It is time to note that the Cardinals are the current employers of a young gentleman who glories in the name of Lars Nootbaar. I have been watching Lars (who I can only imagine has been nicknamed “Nooty” by his teammates in this, the Age of the Insufficient Nickname), for three days now, and while his performance has been unspectacular (1 for 11 with a double and a walk), his impact on me has been electrifying. I haven’t been able to stop saying NOOTBAAR in my head, and also out loud, for three days, and I don’t expect tomorrow to be different. Speaking as a person with a name which is somehow both boring and difficult to say, I have really been enjoying how “NOOOOOOTbaar!!!” just rolls off the tongue. It makes me think of IKEA furniture and sugary granola bars, both of which I really like. Most astonishingly and delightfully, I found out while doing some research at home, that Lars Nootbaar – LARS NOOTBAAR – played in the 2023 World Baseball Classic for Japan. His full name, it turns out, is Lars Taylor-Tatsuji Nootbaar. For me, Lars Nootbaar has to be in the conversation with Coco Crisp, Phenomenal Smith, John Wockenfuss, Tim Spooneybarger, Quinton McCracken and Wonderful Terrific Monds III.

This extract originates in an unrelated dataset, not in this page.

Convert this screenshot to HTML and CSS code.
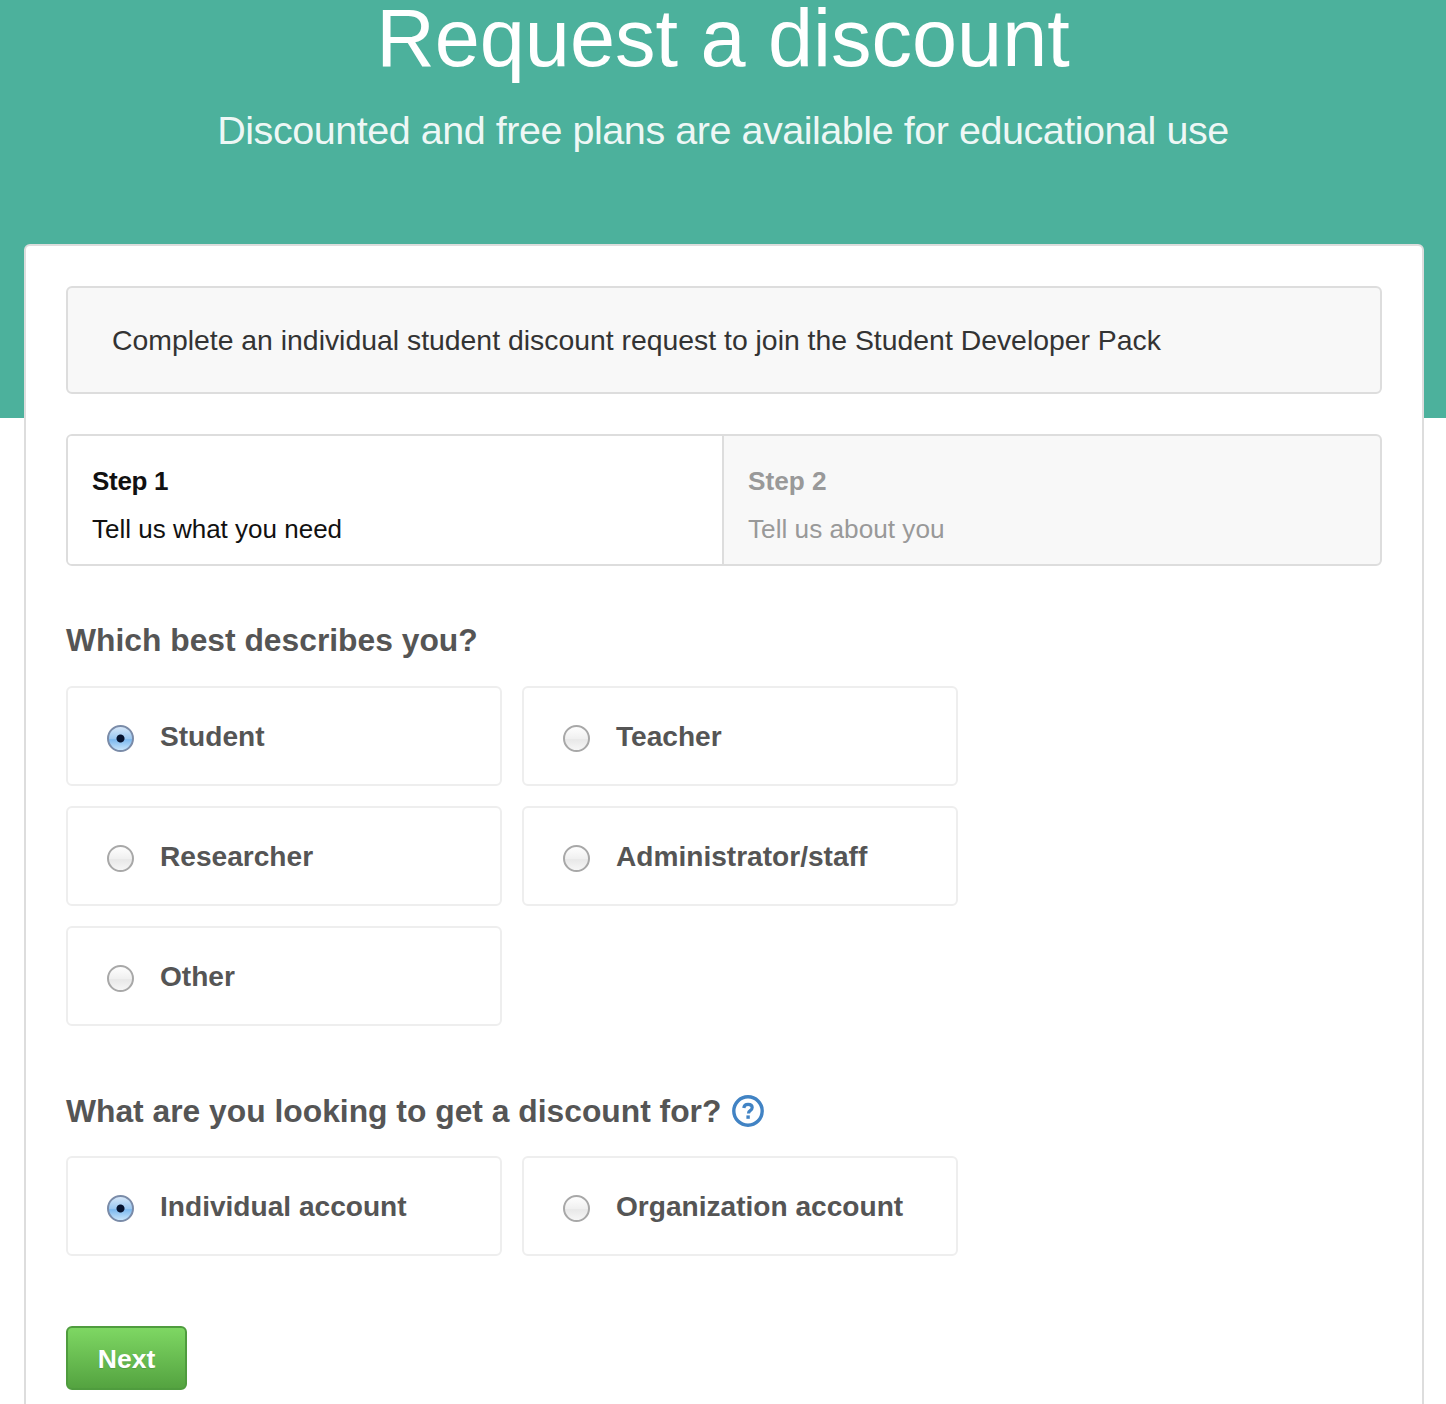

Alice and I take a walk in the middle of the game, to visit some of her students from St. Mary’s College and then to see Ken at the Gotham Club entrance. We are unsuccessful in both goals – her students aren’t in their seats and Ken texts me about ten seconds before we arrive to say he is going to lunch. Still, it’s a nice walk, in spite of how much colder it is down near the 415 than in my seats. On the way back, though, as we pass 152 on the way to Ghirardelli for hot chocolates, I take notice of a young couple who are just absolutely going at it three seats down from mine; when we get back with our hot chocolates, they are still making out like they were in the back of a limo on prom night. One girl, like Snoopy on the edge of his doghouse when he’s being a vulture, is hunched over the other and devouring her face so hungrily that if I saw the scene in a movie I would assume it was a zombie attack, especially since the other girl is absolutely limp – arms hanging loose, face aimed straight up and so passive that she looks like she’s been bespelled by a vampire. It goes on for two full innings before they wipe off their faces and stagger off. Later on, I pass them going at it again on my way to the bathroom, and I can’t help but laugh and remember the first time I had unlimited kissing access to a girl’s mouth. I hope they enjoyed the game as much as we enjoyed laughing about them.
So I forgot to take a picture of me and Alice, although in my defense i did think of it at an appropriate time and just didn’t follow through. Instead, we spent the whole time talking. Alice made it to the game after a field trip to a shell ridge, and we cover students, office disciplinary issues, poly relationships, ethics, and how she knows a guy who is part of the team working on the new park across McCovey Cove, part of which will be made of “big-ass foam blocks.”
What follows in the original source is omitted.